You should now see the logs of the Presto coordinator and worker starting up. The cluster is ready once the Presto coordinator's discovery service acknowledges requests from both the Presto C++ workers, wait for these logs:

coordinator  | 2024-07-25T23:48:15.077Z INFO    main    com.facebook.presto.server.PrestoServer ======== SERVER STARTED ========
worker_2     | I0725 23:48:39.584002     8 PeriodicServiceInventoryManager.cpp:118] Announcement succeeded: HTTP 202. State: active.
worker_1     | I0725 23:48:41.484305     8 PeriodicServiceInventoryManager.cpp:118] Announcement succeeded: HTTP 202. State: active.

3.2 Deploying Presto Java

If you just finished Step 3.1 and have a Presto C++ cluster running, skip to the next section on running benchmarks with pbench. Return to this step after running pbench and obtaining TPC-DS benchmark times for Presto C++.

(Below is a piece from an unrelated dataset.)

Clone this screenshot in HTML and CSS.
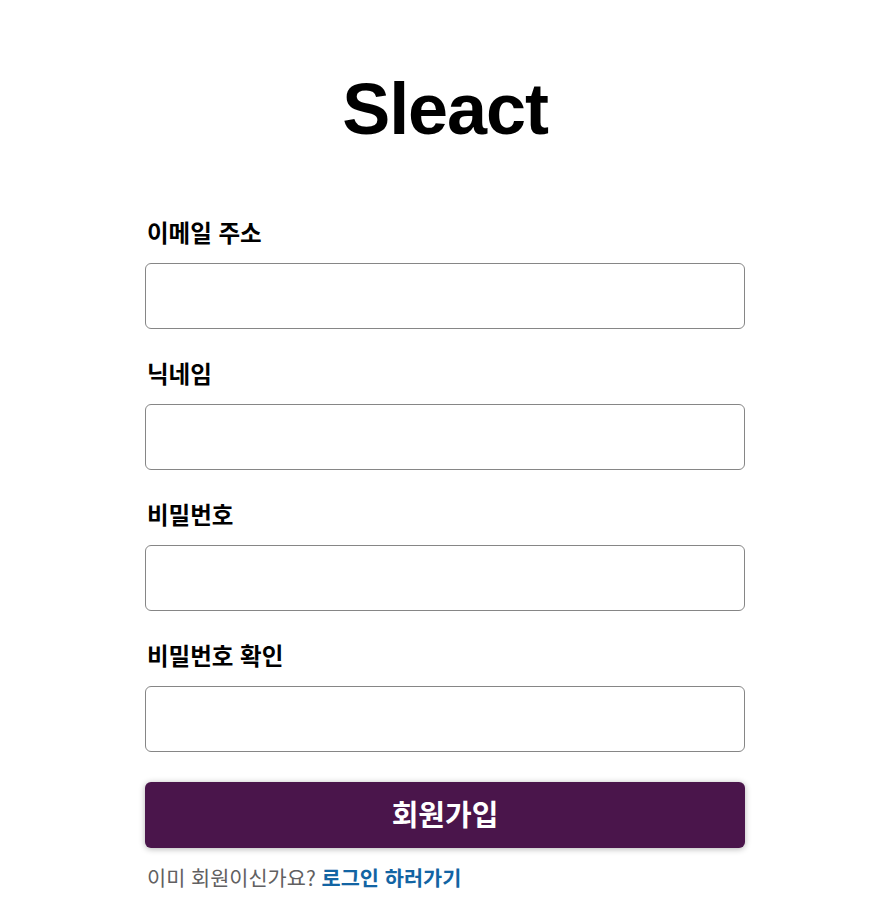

Deploying Presto Java is very similar to Presto C++. We just use the Docker Compose file in docker-compose/local-fs directory of prestorials. Once again, based on whether your system architecture is aarch64 or x64, use either the docker compose file docker-compose-arm64.yaml or docker-compose-amd64.yaml respectively:

  1. For aarch64:

    docker compose -v -f docker-compose-arm64.yaml up
    

  2. For x64:

    docker compose -v -f docker-compose-amd64.yaml up
    

3.3 Iceberg schema evolution and time travel

We can query the TPC-H and TPC-DS iceberg tables using Presto's iceberg connector. First set the catalog to iceberg and the schema to either tpcds or tpch. The iceberg connector lets you modify the schema in-place, try it out with these queries. The iceberg connector also supports time travel using table snapshots, try it out with these queries.